In the afternoon, the 2nd Panzer Division of the Waffen-SS began searching farmhouses and buildings on the outskirts of the village. They started in a wide circle, systematically closing the size of that circle until they reached the village, bringing with them every person they found along the way.
Once in town and under the guise of an identity check, the Nazis ordered the villagers to gather in the square. This was unsettling, but not unheard of in Nazi-Occupied France. Most of the village population did as they were told.
About 20 people, including four Jewish refugees, chose to hide or run into the woods or across the River Glane. Some who ran would survive the impending massacre.
Once assembled in the town square, no identity cards were ever checked.
Instead, the women and children were separated from the men and marched to the church. The men were marched in six different groups to six different buildings throughout the village.
The Nazis brought a large box into the church and placed it in the center of the women and children. They left, locked the door, and positioned themselves outside with guns aimed at all exits.
The box soon exploded, filling the church with smoke. When the women and children tried to crawl through windows to escape the suffocating smoke and the scorching flames, they were shot by the waiting soldiers outside.
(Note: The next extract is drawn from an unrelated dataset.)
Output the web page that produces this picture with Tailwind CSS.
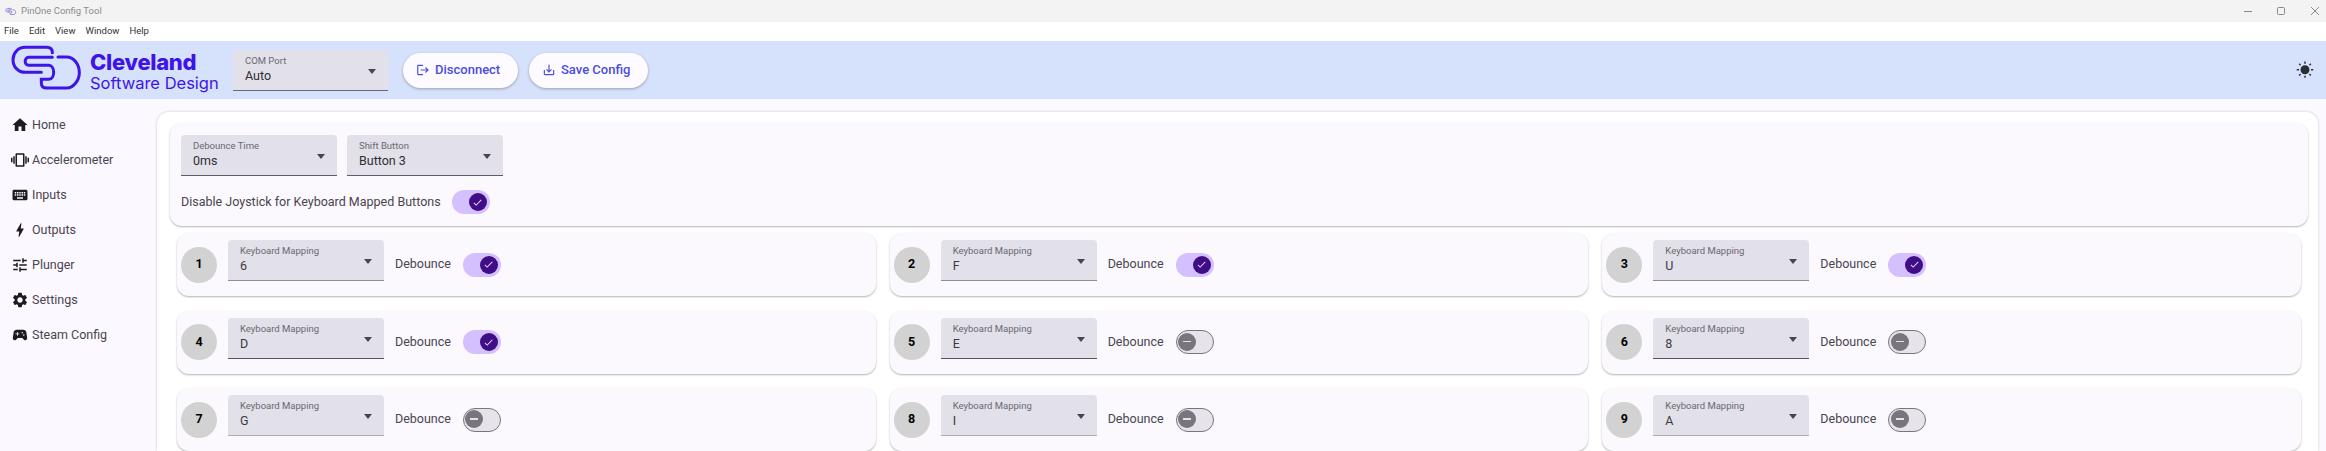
<!DOCTYPE html>
<html lang="en">
<head>
    <meta charset="utf-8">
    <title>PinOne Config Tool</title>
    <script src="https://cdn.jsdelivr.net/npm/@tailwindcss/browser@4"></script>
</head>
<body class="bg-[#fcf8ff] font-[Roboto,sans-serif] text-[#49454f] h-[451px] overflow-hidden">

    <!-- Window title bar -->
    <div class="h-[22px] bg-[#f3f3f3] flex items-center pl-[5px] text-[9.5px] text-[#8b8b8b]">
        <svg class="w-[12px] h-[9px] mr-[4px]" viewBox="0 0 240 156" fill="none" stroke="#8f7fd8" stroke-width="18">
            <path d="M133 32Q133 16 116 16H52C30 16 15 33 15 53C15 74 30 91 52 91H100"/>
            <path d="M133 46H62C48 46 48 70 62 70H122C142 70 142 112 122 112H100V122Q100 138 116 138H176C196 138 214 115 214 92C214 65 196 45 176 45H150"/>
        </svg>
        <span>PinOne Config Tool</span>
        <div class="ml-auto flex items-center text-[#8a8a8a]">
            <svg class="w-[10px] h-[10px] mr-[23px]" viewBox="0 0 10 10" stroke="currentColor"><path d="M1 5.5H9"/></svg>
            <svg class="w-[10px] h-[10px] mr-[24px]" viewBox="0 0 10 10" fill="none" stroke="currentColor"><rect x="1.5" y="1.5" width="7" height="7" rx="1"/></svg>
            <svg class="w-[10px] h-[10px] mr-[6px]" viewBox="0 0 10 10" stroke="currentColor"><path d="M1 1L9 9M9 1L1 9"/></svg>
        </div>
    </div>

    <!-- Menu bar -->
    <div class="h-[19px] bg-white flex items-center gap-[10px] pl-[4px] text-[9.5px] text-[#333]">
        <span>File</span><span>Edit</span><span>View</span><span>Window</span><span>Help</span>
    </div>

    <!-- App bar -->
    <header class="h-[58px] bg-[#d6e2fb] flex items-center pl-[8px]">
        <svg class="w-[80px] h-[52px] shrink-0 -mt-[4px]" viewBox="0 0 240 156" fill="none" stroke="#3f14e8" stroke-width="9" stroke-linecap="round">
            <path d="M133 32Q133 16 116 16H52C30 16 15 33 15 53C15 74 30 91 52 91H100"/>
            <path d="M133 46H62C48 46 48 70 62 70H122C142 70 142 112 122 112H100V122Q100 138 116 138H176C196 138 214 115 214 92C214 65 196 45 176 45H150"/>
        </svg>
        <div class="ml-[2px] w-[143px] pt-[4px] text-[#3f14e8] font-[Inter,sans-serif] shrink-0">
            <div class="text-[22px] leading-[22px] font-extrabold tracking-[-0.3px]">Cleveland</div>
            <div class="text-[16.5px] leading-[20px]">Software Design</div>
        </div>
        <div class="relative w-[155px] h-[41px] bg-[#e2e0e8] rounded-t-[4px] border-b border-[#6b6873]">
            <span class="absolute left-[12px] top-[5px] text-[9.5px] leading-[12px] text-[#6b6873]">COM Port</span>
            <span class="absolute left-[12px] top-[18px] text-[12.5px] leading-[16px] text-[#2f2d35]">Auto</span>
            <span class="absolute right-[12px] top-[19px] w-0 h-0 border-x-[4px] border-x-transparent border-t-[5px] border-t-[#49454f]"></span>
        </div>
        <button class="ml-[15px] w-[115px] h-[35px] rounded-full bg-[#fdfbff] shadow-[0_1px_3px_rgba(0,0,0,0.3)] flex items-center pl-[13px] gap-[5px] text-[13px] font-medium text-[#4a4de0]">
            <svg class="w-[14px] h-[14px]" viewBox="0 0 24 24" fill="currentColor"><path d="M17 7l-1.41 1.41L18.17 11H8v2h10.17l-2.58 2.58L17 17l5-5zM4 5h8V3H4c-1.1 0-2 .9-2 2v14c0 1.1.9 2 2 2h8v-2H4V5z"/></svg>
            Disconnect
        </button>
        <button class="ml-[11px] w-[119px] h-[35px] rounded-full bg-[#fdfbff] shadow-[0_1px_3px_rgba(0,0,0,0.3)] flex items-center pl-[13px] gap-[5px] text-[13px] font-medium text-[#4a4de0]">
            <svg class="w-[14px] h-[14px]" viewBox="0 0 24 24" fill="currentColor"><path d="M19 12v7H5v-7H3v7c0 1.1.9 2 2 2h14c1.1 0 2-.9 2-2v-7h-2zm-6 .67l2.59-2.58L17 11.5l-5 5-5-5 1.41-1.41L11 12.67V3h2z"/></svg>
            Save Config
        </button>
        <svg class="ml-auto mr-[12px] w-[18px] h-[18px] text-[#2c2c34]" viewBox="0 0 24 24" fill="currentColor"><path d="M6.76 4.84l-1.8-1.79-1.41 1.41 1.79 1.79 1.42-1.41zM4 10.5H1v2h3v-2zm9-9.95h-2V3.5h2V.55zm7.45 3.91l-1.41-1.41-1.79 1.79 1.41 1.41 1.79-1.79zm-3.21 13.7l1.79 1.8 1.41-1.41-1.8-1.79-1.4 1.4zM20 10.5v2h3v-2h-3zm-8-5c-3.31 0-6 2.69-6 6s2.69 6 6 6 6-2.69 6-6-2.69-6-6-6zm-1 16.95h2V19.5h-2v2.95zm-7.45-3.91l1.41 1.41 1.79-1.8-1.41-1.41-1.79 1.8z"/></svg>
    </header>

    <div class="flex">
        <!-- Sidebar -->
        <nav class="w-[157px] shrink-0 pt-[16px] pl-[11px] flex flex-col gap-[15px] text-[12.5px] leading-[20px]">
            <a class="flex items-center gap-[3px]"><svg class="w-[18px] h-[18px] text-[#1d1b20]" viewBox="0 0 24 24" fill="currentColor"><path d="M10 20v-6h4v6h5v-8h3L12 3 2 12h3v8z"/></svg>Home</a>
            <a class="flex items-center gap-[3px]"><svg class="w-[18px] h-[18px] text-[#1d1b20]" viewBox="0 0 24 24" fill="currentColor"><path d="M0 15h2V9H0v6zm3 2h2V7H3v10zm19-8v6h2V9h-2zm-3 8h2V7h-2v10zM16.5 3h-9C6.67 3 6 3.67 6 4.5v15c0 .83.67 1.5 1.5 1.5h9c.83 0 1.5-.67 1.5-1.5v-15c0-.83-.67-1.5-1.5-1.5zM16 19H8V5h8v14z"/></svg>Accelerometer</a>
            <a class="flex items-center gap-[3px]"><svg class="w-[18px] h-[18px] text-[#1d1b20]" viewBox="0 0 24 24" fill="currentColor"><path d="M20 5H4c-1.1 0-1.99.9-1.99 2L2 17c0 1.1.9 2 2 2h16c1.1 0 2-.9 2-2V7c0-1.1-.9-2-2-2zm-9 3h2v2h-2V8zm0 3h2v2h-2v-2zM8 8h2v2H8V8zm0 3h2v2H8v-2zm-1 2H5v-2h2v2zm0-3H5V8h2v2zm9 7H8v-2h8v2zm0-4h-2v-2h2v2zm0-3h-2V8h2v2zm3 3h-2v-2h2v2zm0-3h-2V8h2v2z"/></svg>Inputs</a>
            <a class="flex items-center gap-[3px]"><svg class="w-[18px] h-[18px] text-[#1d1b20]" viewBox="0 0 24 24" fill="currentColor"><path d="M11 21h-1l1-7H7.5c-.58 0-.57-.32-.38-.66.19-.34.05-.08.07-.12C8.48 10.94 10.42 7.54 13 3h1l-1 7h3.5c.49 0 .56.33.47.51l-.07.15C12.96 17.55 11 21 11 21z"/></svg>Outputs</a>
            <a class="flex items-center gap-[3px]"><svg class="w-[18px] h-[18px] text-[#1d1b20]" viewBox="0 0 24 24" fill="currentColor"><path d="M3 17v2h6v-2H3zM3 5v2h10V5H3zm10 16v-2h8v-2h-8v-2h-2v6h2zM7 9v2H3v2h4v2h2V9H7zm14 4v-2H11v2h10zm-6-4h2V7h4V5h-4V3h-2v6z"/></svg>Plunger</a>
            <a class="flex items-center gap-[3px]"><svg class="w-[18px] h-[18px] text-[#1d1b20]" viewBox="0 0 24 24" fill="currentColor"><path d="M19.14 12.94c.04-.3.06-.61.06-.94 0-.32-.02-.64-.07-.94l2.03-1.58c.18-.14.23-.41.12-.61l-1.92-3.32c-.12-.22-.37-.29-.59-.22l-2.39.96c-.5-.38-1.03-.7-1.62-.94l-.36-2.54c-.04-.24-.24-.41-.48-.41h-3.84c-.24 0-.43.17-.47.41l-.36 2.54c-.59.24-1.13.57-1.62.94l-2.39-.96c-.22-.08-.47 0-.59.22L2.74 8.87c-.12.21-.08.47.12.61l2.03 1.58c-.05.3-.09.63-.09.94s.02.64.07.94l-2.03 1.58c-.18.14-.23.41-.12.61l1.92 3.32c.12.22.37.29.59.22l2.39-.96c.5.38 1.03.7 1.62.94l.36 2.54c.05.24.24.41.48.41h3.84c.24 0 .44-.17.47-.41l.36-2.54c.59-.24 1.13-.56 1.62-.94l2.39.96c.22.08.47 0 .59-.22l1.92-3.32c.12-.22.07-.47-.12-.61l-2.01-1.58zM12 15.6c-1.98 0-3.6-1.62-3.6-3.6s1.62-3.6 3.6-3.6 3.6 1.62 3.6 3.6-1.62 3.6-3.6 3.6z"/></svg>Settings</a>
            <a class="flex items-center gap-[3px]"><svg class="w-[18px] h-[18px] text-[#1d1b20]" viewBox="0 0 24 24" fill="currentColor"><path d="M21.58 16.09l-1.09-7.66C20.21 6.46 18.52 5 16.53 5H7.47C5.48 5 3.79 6.46 3.51 8.43l-1.09 7.66C2.2 17.63 3.39 19 4.94 19c.68 0 1.32-.27 1.8-.75L9 16h6l2.25 2.25c.48.48 1.13.75 1.8.75 1.56 0 2.75-1.37 2.53-2.91zM11 11H9v2H8v-2H6v-1h2V8h1v2h2v1zm4-1c-.55 0-1-.45-1-1s.45-1 1-1 1 .45 1 1-.45 1-1 1zm2 3c-.55 0-1-.45-1-1s.45-1 1-1 1 .45 1 1-.45 1-1 1z"/></svg>Steam Config</a>
        </nav>

        <!-- Content -->
        <main class="w-[2161px] h-[339px] overflow-hidden mt-[13px] rounded-t-[12px] bg-white shadow-[0_0_3px_rgba(0,0,0,0.2)] pl-[13px] pr-[10px] pt-[11px]">

            <!-- Global options -->
            <section class="h-[103px] rounded-[12px] bg-[#fbf8fe] shadow-[0_1px_2px_rgba(0,0,0,0.3)] px-[11px] pt-[12px]">
                <div class="flex gap-[10px]">
                    <div class="relative w-[156px] h-[41px] bg-[#e2e0e8] rounded-t-[4px] border-b border-[#5f5c67]">
                        <span class="absolute left-[12px] top-[5px] text-[9.5px] leading-[12px] text-[#6b6873]">Debounce Time</span>
                        <span class="absolute left-[12px] top-[18px] text-[12.5px] leading-[16px] text-[#2f2d35]">0ms</span>
                        <span class="absolute right-[12px] top-[19px] w-0 h-0 border-x-[4px] border-x-transparent border-t-[5px] border-t-[#49454f]"></span>
                    </div>
                    <div class="relative w-[156px] h-[41px] bg-[#e2e0e8] rounded-t-[4px] border-b border-[#5f5c67]">
                        <span class="absolute left-[12px] top-[5px] text-[9.5px] leading-[12px] text-[#6b6873]">Shift Button</span>
                        <span class="absolute left-[12px] top-[18px] text-[12.5px] leading-[16px] text-[#2f2d35]">Button 3</span>
                        <span class="absolute right-[12px] top-[19px] w-0 h-0 border-x-[4px] border-x-transparent border-t-[5px] border-t-[#49454f]"></span>
                    </div>
                </div>
                <div class="flex items-center mt-[14px] gap-[11px] text-[12.5px]">
                    <span>Disable Joystick for Keyboard Mapped Buttons</span>
                    <span class="relative w-[38px] h-[24px] rounded-full bg-[#d4bfff]">
                        <span class="absolute right-[3px] top-[3px] w-[18px] h-[18px] rounded-full bg-[#3f0d86] flex items-center justify-center">
                            <svg class="w-[11px] h-[11px] text-[#e8def8]" viewBox="0 0 24 24" fill="currentColor"><path d="M9 16.17 4.83 12l-1.42 1.41L9 19 21 7l-1.41-1.41z"/></svg>
                        </span>
                    </span>
                </div>
            </section>

            <!-- Button mappings -->
            <div class="grid grid-cols-3 gap-x-[14px] gap-y-[14.5px] mx-[7px] mt-[7px]" id="button-grid"></div>
        </main>
    </div>

    <script>
        // key, debounce on, underline colour
        const buttons = [
            ['6', true, 'border-[#8e8c96]'], ['F', true, 'border-[#8e8c96]'], ['U', true, 'border-[#8e8c96]'],
            ['D', true, 'border-[#55525c]'], ['E', false, 'border-[#55525c]'], ['8', false, 'border-[#55525c]'],
            ['G', false, 'border-[#aeabb5]'], ['I', false, 'border-[#aeabb5]'], ['A', false, 'border-[#aeabb5]']
        ]
        const toggleOn = `<span class="relative w-[38px] h-[24px] rounded-full bg-[#d4bfff]"><span class="absolute right-[3px] top-[3px] w-[18px] h-[18px] rounded-full bg-[#3f0d86] flex items-center justify-center"><svg class="w-[11px] h-[11px] text-[#e8def8]" viewBox="0 0 24 24" fill="currentColor"><path d="M9 16.17 4.83 12l-1.42 1.41L9 19 21 7l-1.41-1.41z"/></svg></span></span>`
        const toggleOff = `<span class="relative w-[38px] h-[24px] rounded-full bg-[#e6e4ea] border-[1.5px] border-[#79747e]"><span class="absolute left-[1.5px] top-[1.5px] w-[18px] h-[18px] rounded-full bg-[#79747e] flex items-center justify-center"><span class="w-[8px] h-[1.5px] bg-[#e6e0e9]"></span></span></span>`

        document.getElementById('button-grid').innerHTML = buttons.map(([key, on, line], i) => `
            <div class="h-[63px] rounded-[12px] bg-[#fbf8fe] shadow-[0_1px_2px_rgba(0,0,0,0.3)] flex items-center px-[4px]">
                <span class="w-[36px] h-[36px] rounded-full bg-[#d2d2d2] flex items-center justify-center text-[12.5px] font-bold text-black">${i + 1}</span>
                <div class="relative w-[156px] h-[41px] ml-[11px] -mt-[8px] bg-[#e2e0e8] rounded-t-[4px] border-b ${line}">
                    <span class="absolute left-[12px] top-[5px] text-[9.5px] leading-[12px] text-[#6b6873]">Keyboard Mapping</span>
                    <span class="absolute left-[12px] top-[18px] text-[12.5px] leading-[16px] text-[#3b3941]">${key}</span>
                    <span class="absolute right-[12px] top-[19px] w-0 h-0 border-x-[4px] border-x-transparent border-t-[5px] border-t-[#49454f]"></span>
                </div>
                <span class="ml-[11px] mr-[12px] text-[12.5px]">Debounce</span>
                ${on ? toggleOn : toggleOff}
            </div>`).join('')
    </script>
</body>
</html>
There was only one survivor from the church. Madame Marguerite Rouffanche climbed out of a window and hid in a bush, ultimately recovering from the gunshot wound she received during her escape.
At the same time that the makeshift bomb went off at the church, the six groups of men were gunned down.
The soldiers aimed their gunfire at the legs of their victims and then piled straw and wood on top of the fallen men. They then lit the straw on fire. In an effort to disguise the massacre, the Nazis lit fires throughout the rest of the town.
There were five men who somehow survived the massacre.
In all 642 people lost their lives in Oradour-sur-Glane that day.
Though World War II has more than its fair share of atrocities, the maddening, eye-watering part about Oradour-sur-Glane is that there seemed to be no reason for the massacre.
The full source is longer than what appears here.